*Set problem*:
Extract every line where the string "index" appears.

## begin Given data

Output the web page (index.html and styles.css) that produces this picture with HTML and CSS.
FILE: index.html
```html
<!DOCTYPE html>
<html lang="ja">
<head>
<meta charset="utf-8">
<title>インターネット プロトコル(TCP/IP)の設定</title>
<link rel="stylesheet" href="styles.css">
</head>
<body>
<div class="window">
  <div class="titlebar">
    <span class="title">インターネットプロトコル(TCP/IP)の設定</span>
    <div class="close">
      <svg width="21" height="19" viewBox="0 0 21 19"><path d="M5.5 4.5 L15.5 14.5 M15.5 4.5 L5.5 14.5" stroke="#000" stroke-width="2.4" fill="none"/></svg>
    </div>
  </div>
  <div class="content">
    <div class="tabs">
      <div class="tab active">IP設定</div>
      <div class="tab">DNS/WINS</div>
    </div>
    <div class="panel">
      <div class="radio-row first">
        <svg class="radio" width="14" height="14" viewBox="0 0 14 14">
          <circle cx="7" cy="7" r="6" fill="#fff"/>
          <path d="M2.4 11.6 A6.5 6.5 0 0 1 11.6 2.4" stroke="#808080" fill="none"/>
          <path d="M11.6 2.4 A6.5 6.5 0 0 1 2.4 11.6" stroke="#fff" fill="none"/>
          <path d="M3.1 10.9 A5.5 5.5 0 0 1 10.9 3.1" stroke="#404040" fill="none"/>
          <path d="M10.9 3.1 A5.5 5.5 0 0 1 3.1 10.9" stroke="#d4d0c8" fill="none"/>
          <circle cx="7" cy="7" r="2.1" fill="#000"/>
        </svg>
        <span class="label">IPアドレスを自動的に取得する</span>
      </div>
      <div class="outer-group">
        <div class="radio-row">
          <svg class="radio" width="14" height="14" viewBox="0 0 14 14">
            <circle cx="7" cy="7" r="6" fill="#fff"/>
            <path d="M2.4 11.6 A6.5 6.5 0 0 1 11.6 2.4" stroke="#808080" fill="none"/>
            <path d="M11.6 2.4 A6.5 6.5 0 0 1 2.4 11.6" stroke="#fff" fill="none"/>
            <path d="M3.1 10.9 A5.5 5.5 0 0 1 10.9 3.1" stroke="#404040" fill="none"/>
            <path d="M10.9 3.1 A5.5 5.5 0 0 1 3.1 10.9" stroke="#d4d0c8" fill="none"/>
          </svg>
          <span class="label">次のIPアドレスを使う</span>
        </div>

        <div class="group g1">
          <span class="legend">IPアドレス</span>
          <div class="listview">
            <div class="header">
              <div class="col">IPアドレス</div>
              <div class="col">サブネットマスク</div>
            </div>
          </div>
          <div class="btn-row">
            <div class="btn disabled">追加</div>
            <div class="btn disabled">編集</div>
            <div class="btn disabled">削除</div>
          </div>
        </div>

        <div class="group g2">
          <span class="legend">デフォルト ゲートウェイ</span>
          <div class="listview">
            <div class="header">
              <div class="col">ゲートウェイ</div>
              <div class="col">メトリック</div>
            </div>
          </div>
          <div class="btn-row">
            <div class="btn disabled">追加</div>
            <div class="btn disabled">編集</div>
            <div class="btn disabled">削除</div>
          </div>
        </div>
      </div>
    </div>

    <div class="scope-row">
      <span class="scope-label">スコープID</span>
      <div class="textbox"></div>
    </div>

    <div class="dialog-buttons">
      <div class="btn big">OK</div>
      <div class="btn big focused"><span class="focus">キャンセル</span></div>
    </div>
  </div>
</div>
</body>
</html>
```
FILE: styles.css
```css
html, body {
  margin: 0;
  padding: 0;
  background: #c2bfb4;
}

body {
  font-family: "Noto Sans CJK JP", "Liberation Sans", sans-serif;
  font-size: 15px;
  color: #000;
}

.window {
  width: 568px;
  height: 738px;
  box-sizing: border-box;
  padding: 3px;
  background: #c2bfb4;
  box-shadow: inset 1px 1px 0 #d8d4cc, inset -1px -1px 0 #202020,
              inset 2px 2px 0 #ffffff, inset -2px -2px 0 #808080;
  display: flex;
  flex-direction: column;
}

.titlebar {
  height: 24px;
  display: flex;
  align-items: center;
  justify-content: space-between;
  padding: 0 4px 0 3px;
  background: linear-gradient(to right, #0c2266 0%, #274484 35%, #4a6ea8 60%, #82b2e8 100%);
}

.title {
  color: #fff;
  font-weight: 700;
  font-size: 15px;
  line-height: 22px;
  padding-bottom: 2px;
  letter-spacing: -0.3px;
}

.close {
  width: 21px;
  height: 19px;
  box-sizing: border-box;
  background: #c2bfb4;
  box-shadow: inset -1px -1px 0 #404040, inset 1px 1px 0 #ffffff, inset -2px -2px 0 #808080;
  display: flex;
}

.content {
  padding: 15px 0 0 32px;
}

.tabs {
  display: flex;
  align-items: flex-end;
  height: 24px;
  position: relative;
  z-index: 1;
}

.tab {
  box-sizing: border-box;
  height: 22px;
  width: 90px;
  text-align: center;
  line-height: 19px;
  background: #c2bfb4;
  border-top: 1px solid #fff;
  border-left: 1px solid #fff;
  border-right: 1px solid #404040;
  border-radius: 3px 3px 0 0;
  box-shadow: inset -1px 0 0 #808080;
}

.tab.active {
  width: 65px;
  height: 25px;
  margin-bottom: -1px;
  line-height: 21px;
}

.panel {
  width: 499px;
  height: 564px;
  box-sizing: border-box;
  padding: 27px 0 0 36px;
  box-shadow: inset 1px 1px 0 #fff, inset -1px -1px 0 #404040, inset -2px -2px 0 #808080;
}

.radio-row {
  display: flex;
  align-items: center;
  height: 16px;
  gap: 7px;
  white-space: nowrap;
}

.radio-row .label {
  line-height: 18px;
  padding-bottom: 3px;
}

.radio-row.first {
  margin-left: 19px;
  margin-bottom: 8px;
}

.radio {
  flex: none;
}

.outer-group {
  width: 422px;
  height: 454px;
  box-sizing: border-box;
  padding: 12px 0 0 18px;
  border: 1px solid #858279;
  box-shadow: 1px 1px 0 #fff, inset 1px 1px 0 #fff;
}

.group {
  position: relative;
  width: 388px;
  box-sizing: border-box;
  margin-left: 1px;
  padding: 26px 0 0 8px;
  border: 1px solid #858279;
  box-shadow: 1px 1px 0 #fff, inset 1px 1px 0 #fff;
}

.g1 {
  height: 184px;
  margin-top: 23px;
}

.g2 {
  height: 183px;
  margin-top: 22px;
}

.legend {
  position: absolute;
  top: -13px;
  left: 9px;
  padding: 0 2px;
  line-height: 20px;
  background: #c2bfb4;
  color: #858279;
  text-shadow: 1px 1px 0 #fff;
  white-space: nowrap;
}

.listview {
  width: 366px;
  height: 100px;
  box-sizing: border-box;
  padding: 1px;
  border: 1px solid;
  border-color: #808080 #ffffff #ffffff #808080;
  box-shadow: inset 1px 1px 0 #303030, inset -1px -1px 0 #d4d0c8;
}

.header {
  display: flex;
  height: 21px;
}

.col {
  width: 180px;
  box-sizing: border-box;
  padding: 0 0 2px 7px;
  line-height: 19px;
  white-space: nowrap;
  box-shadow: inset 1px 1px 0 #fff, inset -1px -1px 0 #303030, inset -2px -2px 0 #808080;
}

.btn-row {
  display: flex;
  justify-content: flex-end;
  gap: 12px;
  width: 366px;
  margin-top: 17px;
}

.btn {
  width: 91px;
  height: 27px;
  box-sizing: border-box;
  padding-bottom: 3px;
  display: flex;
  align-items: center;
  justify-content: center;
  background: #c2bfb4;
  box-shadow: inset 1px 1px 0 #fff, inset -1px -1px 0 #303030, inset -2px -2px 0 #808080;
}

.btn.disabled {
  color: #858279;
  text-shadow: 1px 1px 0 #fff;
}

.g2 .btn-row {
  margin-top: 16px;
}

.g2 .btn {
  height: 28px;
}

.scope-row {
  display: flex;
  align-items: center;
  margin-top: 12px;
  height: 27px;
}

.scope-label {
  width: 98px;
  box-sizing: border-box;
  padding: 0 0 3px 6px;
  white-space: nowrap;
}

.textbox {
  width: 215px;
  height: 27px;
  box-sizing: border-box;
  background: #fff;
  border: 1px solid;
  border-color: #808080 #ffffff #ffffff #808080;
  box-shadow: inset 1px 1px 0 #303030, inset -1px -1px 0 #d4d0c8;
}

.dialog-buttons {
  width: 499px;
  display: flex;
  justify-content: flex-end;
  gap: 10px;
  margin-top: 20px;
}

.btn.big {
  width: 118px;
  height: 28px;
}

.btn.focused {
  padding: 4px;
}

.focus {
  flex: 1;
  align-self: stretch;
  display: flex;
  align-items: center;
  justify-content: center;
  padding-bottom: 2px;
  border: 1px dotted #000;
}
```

## end Given data

*Written solution*:
Output the web page (index.html and styles.css) that produces this picture with HTML and CSS.
FILE: index.html
  z-index: 1;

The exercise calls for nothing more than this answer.